As 2020 draws to a close, RTÉ News takes a look at seven ways in which the Irish and global economy was changed fundamentally this year.

The ghosts of economic crises past continued to haunt Ireland's banks this year - all while they juggled with the implications of a new one.

The tracker mortgage scandal continued to trundle towards a conclusion in 2020, with some banks starting the year by setting aside more money to deal with inevitable fines from the Central Bank.

And those fines would continue to come in - though not before another significant challenge hit the sector.

With the Government locking down the country in March, many jobs effectively ceased to exist - albeit temporarily - raising the spectre of fresh mortgage arrears building, even while many of those from the financial crisis remained.

In order to avoid that, banks agreed to make loan payment breaks available to customers - giving them the option of pausing their mortgage without it impacting their credit worthiness.

At first the breaks were for three months - reflecting perhaps the feeling at the time that Covid-19 would be no more than a short-term irritation.

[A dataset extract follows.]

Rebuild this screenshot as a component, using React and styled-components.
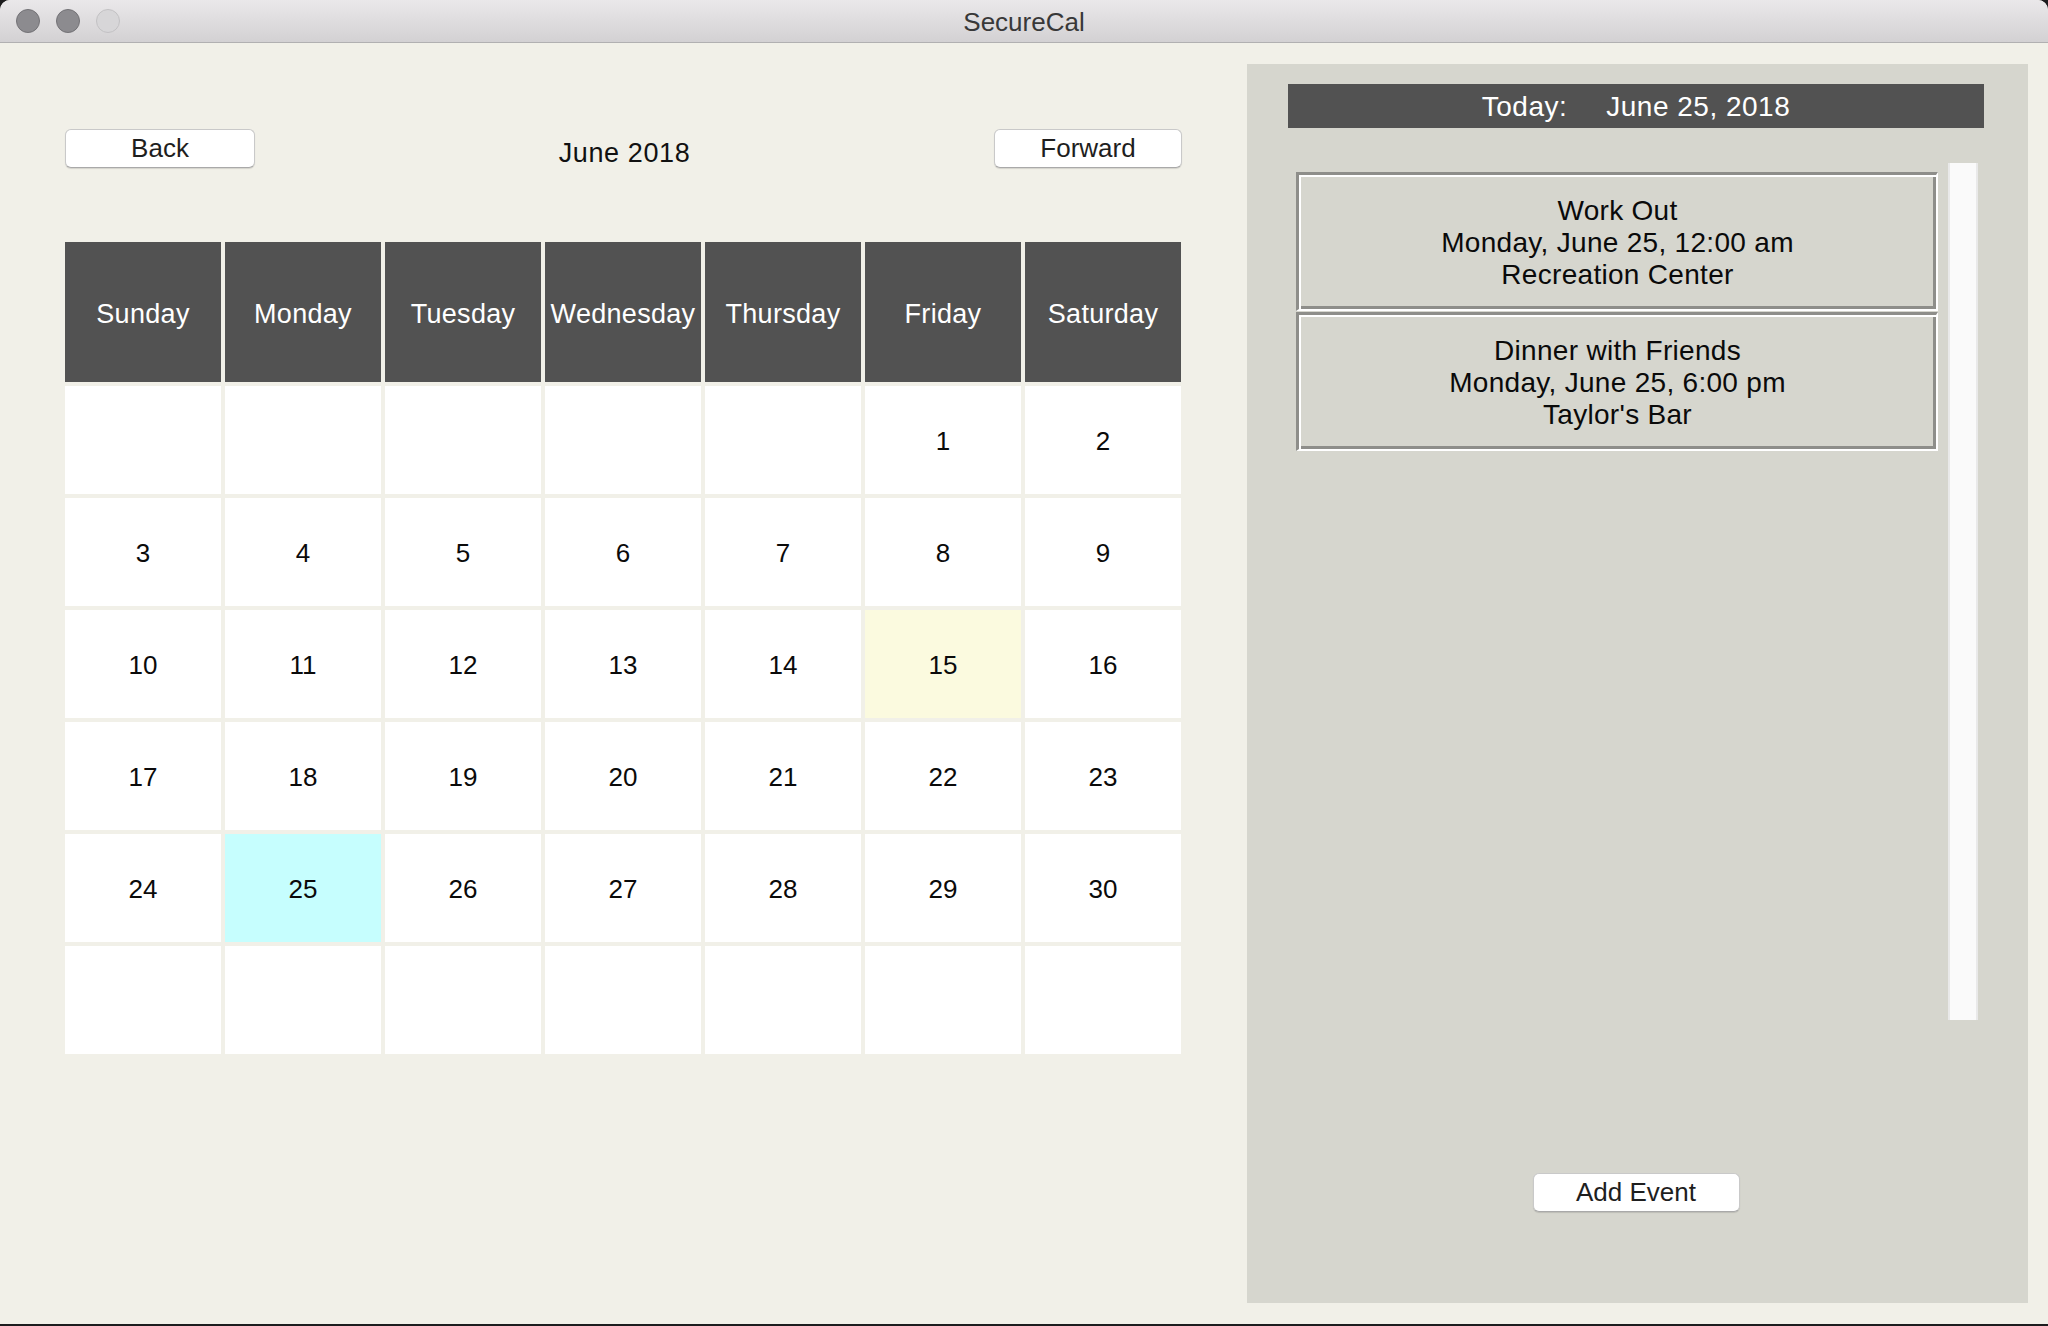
import React from 'react'
import styled, { createGlobalStyle } from 'styled-components'

const GlobalStyle = createGlobalStyle`
  html, body {
    margin: 0;
    padding: 0;
    background: #1c1c1e;
  }
  body {
    font-family: "Liberation Sans", Arial, sans-serif;
  }
`

const Window = styled.div`
  width: 2048px;
  height: 1324px;
  display: flex;
  flex-direction: column;
  background: #f1f0e8;
  border-radius: 10px 10px 0 0;
  overflow: hidden;
`

const TitleBar = styled.header`
  position: relative;
  flex: none;
  height: 43px;
  display: flex;
  align-items: center;
  justify-content: center;
  background: linear-gradient(to bottom, #eae8ea, #d3d1d3);
  border-bottom: 1px solid #b1b0b1;
  box-sizing: border-box;
`

const Lights = styled.div`
  position: absolute;
  left: 16px;
  top: 9px;
  display: flex;
  gap: 16px;
`

const Light = styled.span`
  width: 24px;
  height: 24px;
  border-radius: 50%;
  box-sizing: border-box;
  background: ${ (p) => (p.off ? '#d7d6d8' : '#8c8b8f') };
  border: 1px solid ${ (p) => (p.off ? '#c2c1c3' : '#737276') };
`

const Title = styled.h1`
  margin: 0;
  font-size: 26px;
  font-weight: 400;
  color: #383838;
  padding-top: 2px;
`

const Body = styled.main`
  flex: 1;
  display: flex;
  padding: 21px 20px 21px 65px;
  min-height: 0;
`

const CalendarColumn = styled.section`
  width: 1117px;
  flex: none;
  padding-top: 65px;
`

const NavRow = styled.div`
  display: flex;
  align-items: center;
  justify-content: space-between;
  height: 39px;
`

const Button = styled.button`
  width: ${ (p) => p.w }px;
  height: 39px;
  box-sizing: border-box;
  background: #ffffff;
  border: 1px solid #c9c9c9;
  border-bottom-color: #a9a9a9;
  border-radius: 6px;
  box-shadow: 0 1px 1px rgba(0, 0, 0, 0.12);
  font-family: "Liberation Sans", Arial, sans-serif;
  font-size: 26px;
  color: #1e1e1e;
  padding: 0;
  cursor: pointer;
`

const MonthLabel = styled.div`
  font-size: 27px;
  letter-spacing: 0.6px;
  color: #111;
  padding-top: 9px;
`

const Grid = styled.div`
  margin-top: 74px;
  display: grid;
  grid-template-columns: repeat(7, 156px);
  grid-template-rows: 140px repeat(6, 108px);
  gap: 4px;
`

const DayHead = styled.div`
  background: #525252;
  color: #ffffff;
  font-size: 27px;
  letter-spacing: 0.3px;
  display: flex;
  align-items: center;
  justify-content: center;
  padding-top: 4px;
  box-sizing: border-box;
`

const DateCell = styled.div`
  background: ${ (p) => p.bg || '#ffffff' };
  color: #0a0a0a;
  font-size: 26px;
  display: flex;
  align-items: center;
  justify-content: center;
  padding-top: 2px;
  box-sizing: border-box;
`

const Panel = styled.aside`
  margin-left: 65px;
  width: 781px;
  flex: none;
  display: flex;
  flex-direction: column;
  background: #d6d6ce;
  padding: 20px 44px 0 41px;
  box-sizing: border-box;
`

const TodayBar = styled.div`
  height: 44px;
  background: #525252;
  color: #ffffff;
  font-size: 28px;
  letter-spacing: 0.5px;
  display: flex;
  align-items: center;
  justify-content: center;
  gap: 39px;
  padding-top: 2px;
  box-sizing: border-box;
`

const ListArea = styled.div`
  margin-top: 35px;
  height: 857px;
  display: flex;
`

const EventList = styled.div`
  margin-left: 8px;
  width: 642px;
  padding-top: 9px;
  display: flex;
  flex-direction: column;
  gap: 1px;
`

const EventCard = styled.div`
  height: 139px;
  box-sizing: border-box;
  border-style: solid;
  border-width: 3px 2px 2px 3px;
  border-color: #8e8e8a #ffffff #ffffff #8e8e8a;
  box-shadow: inset 2px 2px 0 #ffffff, inset -3px -3px 0 #8e8e8a;
  display: flex;
  flex-direction: column;
  align-items: center;
  justify-content: center;
  font-size: 28px;
  letter-spacing: 0.3px;
  line-height: 32px;
  color: #0a0a0a;
  padding-top: 2px;
`

const ScrollTrack = styled.div`
  margin-left: 10px;
  width: 30px;
  box-sizing: border-box;
  background: #fafafa;
  border-left: 2px solid #e9e9e9;
  border-right: 2px solid #e9e9e9;
`

const AddRow = styled.div`
  margin-top: 153px;
  display: flex;
  justify-content: center;
`

const days = [ 'Sunday', 'Monday', 'Tuesday', 'Wednesday', 'Thursday', 'Friday', 'Saturday' ]

const cells = [
  ...Array(5).fill(null),
  ...Array.from({ length: 30 }, (_, i) => i + 1),
  ...Array(7).fill(null),
]

const highlight = { 15: '#fbfadf', 25: '#c6fefe' }

const events = [
  [ 'Work Out', 'Monday, June 25, 12:00 am', 'Recreation Center' ],
  [ 'Dinner with Friends', 'Monday, June 25, 6:00 pm', "Taylor's Bar" ],
]

const App = () => (
  <>
    <GlobalStyle />
    <Window>
      <TitleBar>
        <Lights>
          <Light />
          <Light />
          <Light off />
        </Lights>
        <Title>SecureCal</Title>
      </TitleBar>
      <Body>
        <CalendarColumn>
          <NavRow>
            <Button w={ 190 }>Back</Button>
            <MonthLabel>June 2018</MonthLabel>
            <Button w={ 188 }>Forward</Button>
          </NavRow>
          <Grid>
            { days.map((d) => <DayHead key={ d }>{ d }</DayHead>) }
            { cells.map((n, i) => (
              <DateCell key={ i } bg={ highlight[n] }>{ n }</DateCell>
            )) }
          </Grid>
        </CalendarColumn>
        <Panel>
          <TodayBar>
            <span>Today:</span>
            <span>June 25, 2018</span>
          </TodayBar>
          <ListArea>
            <EventList>
              { events.map((ev) => (
                <EventCard key={ ev[0] }>
                  { ev.map((line) => <div key={ line }>{ line }</div>) }
                </EventCard>
              )) }
            </EventList>
            <ScrollTrack />
          </ListArea>
          <AddRow>
            <Button w={ 207 }>Add Event</Button>
          </AddRow>
        </Panel>
      </Body>
    </Window>
  </>
)

export default App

That was later extended to six months, but banks resisted calls to go even further - saying, instead, that they would deal with the need for further leeway on a case-by-case basis.

At the same time banks set aside millions to prepare for a downturn in new loan applications, as well as any potential souring in existing lending.

They were also forced to grapple with a rapidly changing market, with the sudden shift towards card and contactless payments, as well as online spending, having significant implications for lenders here.

The future of the bank branch also came into focus once again, with some opting to reduce their physical footprint further.

Others announced cut-backs of their own, though they assured customers that the changes were largely being made behind the scenes, with customer-facing operations mostly remaining unchanged.

But perhaps the most significant trend to gather pace in 2020 was the adoption of digital alternatives like Revolut and N26, which offered customers an easier way to manage their money.

Revolut passed the one million user threshold in Ireland earlier this year and while it does not yet offer a full suite of products, including loans, traditional banks are sure to be concerned at the fact that more and more of people's walking around money - and day-to-day spend - is going through its coffers rather than theirs.

But as limited as these digital offerings currently are, it can only be good news for Irish consumers to have as many banking options as possible available to them.

That will include KBC Bank, after the Dutch lender decided to stick with the Irish market following a review.

It is not yet clear, however, whether the future of Irish banking will also include Ulster Bank - as its parent company NatWest continues to review it plans for its Republic of Ireland business.